Isn't it only Biohazard who's saying that? And it's perfectly in line with his usual blog persona.
The article linked by FA in 87 pushes back a bit on Teo's 130 and similar sentiments. Sure, WWII was unbelievably brutal on all sides. But, in fact, up until almost the moment the bomb was used, the US Secretary of War and the head of the armed forces were deeply worried, in moral terms (including the moral worry about the effect of using the bomb on the future of the US and whether it made the US party to Nazi-like atrocities). They were explicitly thinking in moral terms. And it's not like there wasn't precedent for relaxing the terms of unconditional surrender -- it had been done with Darlan in French North Africa, and then later with the Italian government. And an attempt at a negotiated surrender was in fact being pushed by lower (but still very high ranking) US officials at the state department and elsewhere -- and was then ignored apparently out of bureaucratic inertia as much as anything. I think it lets off US policy makers a bit too easily to just say "well they faced a massively more brutal world" when in fact the record seems to be that officials were in fact conscious of and consciously considering the use of the bomb vs negotiated surrender in moral terms.
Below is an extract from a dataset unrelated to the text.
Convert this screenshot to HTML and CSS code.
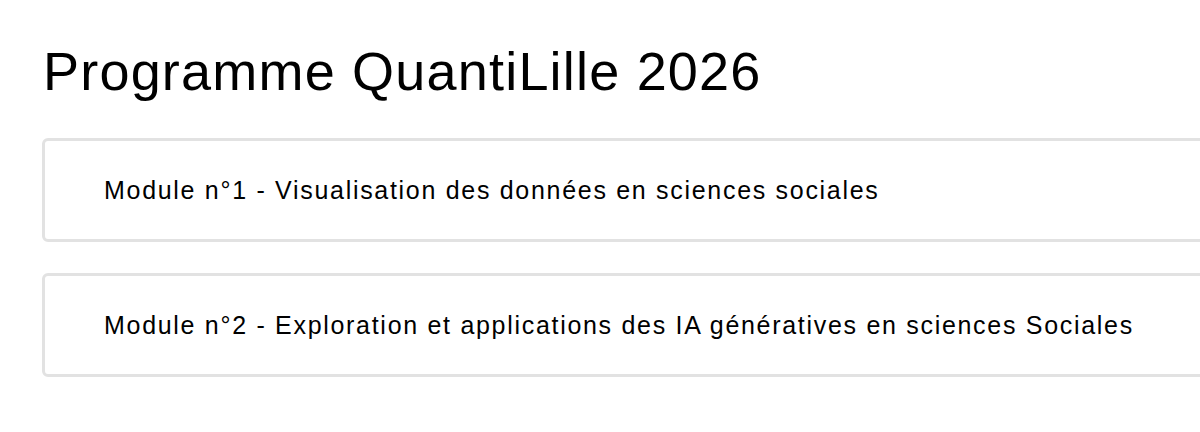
FILE: index.html
```html
<!DOCTYPE html>
<html>
	<head>
		<title>Programme QuantiLille 2026</title>
		<meta charset="utf-8">
		<link rel="stylesheet" href="styles.css">
	</head>
	<body>
		<main>
			<h1>Programme QuantiLille 2026</h1>
			<div class="modules">
				<div class="module">
					<p>Module n°1 - Visualisation des données en sciences sociales</p>
				</div>
				<div class="module">
					<p>Module n°2 - Exploration et applications des IA génératives en sciences Sociales</p>
				</div>
			</div>
		</main>
	</body>
</html>
```

FILE: styles.css
```css
*{
	margin:0;
	padding:0;
	box-sizing:border-box;
}
body{
	background-color:#fff;
	color:#000;
	font-family:"Liberation Sans", Arial, sans-serif;
	overflow:hidden;
}
main{
	padding:41px 0 0 42px;
	width:1220px;
}
h1{
	font-size:54px;
	font-weight:normal;
	letter-spacing:1.2px;
	line-height:60px;
	margin-left:1px;
	margin-bottom:37px;
}
.modules{
	display:flex;
	flex-direction:column;
	gap:31px;
}
.module{
	border:3px solid #e2e2e2;
	border-radius:6px;
	height:104px;
	display:flex;
	align-items:center;
	padding-left:59px;
}
.module p{
	font-size:25px;
	letter-spacing:1.7px;
}
```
I think it lets off US policy makers a bit too easily to just say "well they faced a massively more brutal world" when in fact the record seems to be that officials were in fact conscious of and consciously considering the use of the bomb vs negotiated surrender in moral terms.
I don't think it does, actually, although I haven't read the article in 87. The point is that all of the plausible options they had available involved massive suffering by huge numbers of people, and whatever moral debates they had over their options were over how many people and who they should be.
You could argue that the Britih mode of disengagement from both Israel/Palestine and India/Pakistan set up the ensuing conflicts.
This is definitely true for Israel/Palestine, and the Middle East in general. A Peace to End All Peace is a great book on this exact subject. Churchill comes out looking especially bad.
Churchill comes out looking especially bad.
Churchill also looks bad on Indian independence, and on post-colonial movements in general.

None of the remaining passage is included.